Given task:
Leave the pictures out and transcribe every record exactly.

Supplied material:
- - - -
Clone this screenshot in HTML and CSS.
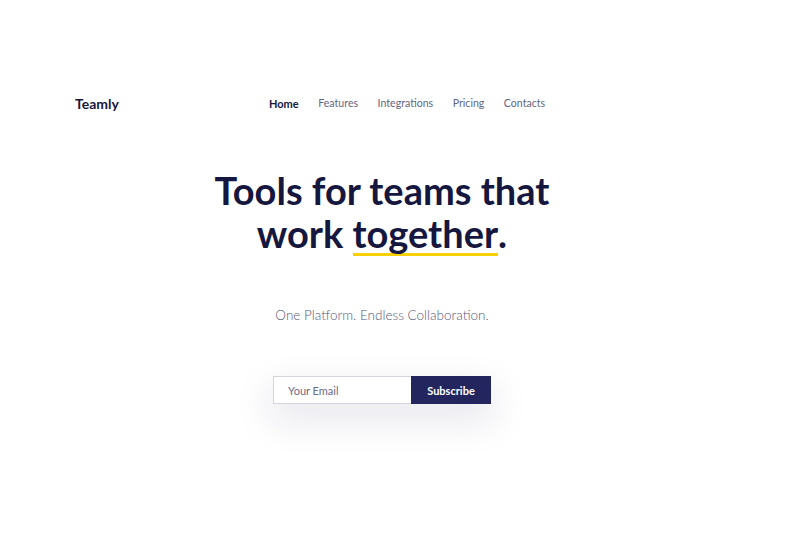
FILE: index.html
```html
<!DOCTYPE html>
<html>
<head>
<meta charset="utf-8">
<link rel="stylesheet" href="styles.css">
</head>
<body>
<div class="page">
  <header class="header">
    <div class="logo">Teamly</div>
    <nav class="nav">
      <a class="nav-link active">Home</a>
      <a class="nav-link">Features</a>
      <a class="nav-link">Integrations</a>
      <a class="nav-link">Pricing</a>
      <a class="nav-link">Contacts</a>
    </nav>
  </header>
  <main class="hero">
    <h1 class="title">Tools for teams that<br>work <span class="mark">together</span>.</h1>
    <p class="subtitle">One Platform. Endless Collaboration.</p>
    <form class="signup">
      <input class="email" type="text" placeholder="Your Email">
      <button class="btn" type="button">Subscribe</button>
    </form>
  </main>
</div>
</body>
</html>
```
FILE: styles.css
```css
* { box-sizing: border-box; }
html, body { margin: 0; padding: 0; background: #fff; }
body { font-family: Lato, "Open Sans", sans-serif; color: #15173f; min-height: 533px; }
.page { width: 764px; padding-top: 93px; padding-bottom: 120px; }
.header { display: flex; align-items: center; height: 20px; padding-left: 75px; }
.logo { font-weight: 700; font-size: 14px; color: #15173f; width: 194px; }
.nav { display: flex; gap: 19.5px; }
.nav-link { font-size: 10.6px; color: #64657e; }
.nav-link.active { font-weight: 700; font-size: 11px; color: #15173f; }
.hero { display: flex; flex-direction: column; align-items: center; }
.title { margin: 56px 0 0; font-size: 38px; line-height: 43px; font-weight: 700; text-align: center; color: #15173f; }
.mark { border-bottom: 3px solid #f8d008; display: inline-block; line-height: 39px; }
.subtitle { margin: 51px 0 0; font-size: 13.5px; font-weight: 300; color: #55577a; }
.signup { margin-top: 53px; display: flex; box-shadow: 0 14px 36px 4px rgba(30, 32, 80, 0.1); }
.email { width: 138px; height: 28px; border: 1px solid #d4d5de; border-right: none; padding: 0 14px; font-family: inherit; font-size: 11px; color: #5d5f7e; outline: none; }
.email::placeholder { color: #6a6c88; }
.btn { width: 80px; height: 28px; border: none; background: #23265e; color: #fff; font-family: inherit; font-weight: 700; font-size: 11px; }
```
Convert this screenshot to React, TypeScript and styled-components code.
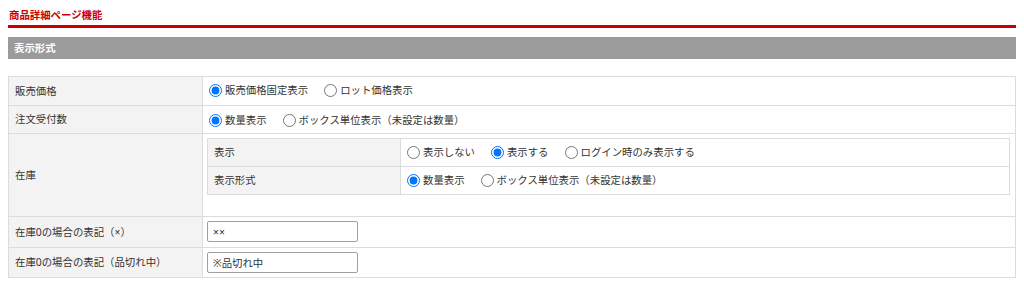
- - - -
Solution to this task:
Clone this screenshot in HTML and CSS.
FILE: index.html
```html
<!DOCTYPE html>
<html>
<head>
<meta charset="utf-8">
<link rel="stylesheet" href="styles.css">
</head>
<body>
<div class="page">
  <header class="header">
    <div class="logo">Teamly</div>
    <nav class="nav">
      <a class="nav-link active">Home</a>
      <a class="nav-link">Features</a>
      <a class="nav-link">Integrations</a>
      <a class="nav-link">Pricing</a>
      <a class="nav-link">Contacts</a>
    </nav>
  </header>
  <main class="hero">
    <h1 class="title">Tools for teams that<br>work <span class="mark">together</span>.</h1>
    <p class="subtitle">One Platform. Endless Collaboration.</p>
    <form class="signup">
      <input class="email" type="text" placeholder="Your Email">
      <button class="btn" type="button">Subscribe</button>
    </form>
  </main>
</div>
</body>
</html>
```
FILE: styles.css
```css
* { box-sizing: border-box; }
html, body { margin: 0; padding: 0; background: #fff; }
body { font-family: Lato, "Open Sans", sans-serif; color: #15173f; min-height: 533px; }
.page { width: 764px; padding-top: 93px; padding-bottom: 120px; }
.header { display: flex; align-items: center; height: 20px; padding-left: 75px; }
.logo { font-weight: 700; font-size: 14px; color: #15173f; width: 194px; }
.nav { display: flex; gap: 19.5px; }
.nav-link { font-size: 10.6px; color: #64657e; }
.nav-link.active { font-weight: 700; font-size: 11px; color: #15173f; }
.hero { display: flex; flex-direction: column; align-items: center; }
.title { margin: 56px 0 0; font-size: 38px; line-height: 43px; font-weight: 700; text-align: center; color: #15173f; }
.mark { border-bottom: 3px solid #f8d008; display: inline-block; line-height: 39px; }
.subtitle { margin: 51px 0 0; font-size: 13.5px; font-weight: 300; color: #55577a; }
.signup { margin-top: 53px; display: flex; box-shadow: 0 14px 36px 4px rgba(30, 32, 80, 0.1); }
.email { width: 138px; height: 28px; border: 1px solid #d4d5de; border-right: none; padding: 0 14px; font-family: inherit; font-size: 11px; color: #5d5f7e; outline: none; }
.email::placeholder { color: #6a6c88; }
.btn { width: 80px; height: 28px; border: none; background: #23265e; color: #fff; font-family: inherit; font-weight: 700; font-size: 11px; }
```
Convert this screenshot to React, TypeScript and styled-components code.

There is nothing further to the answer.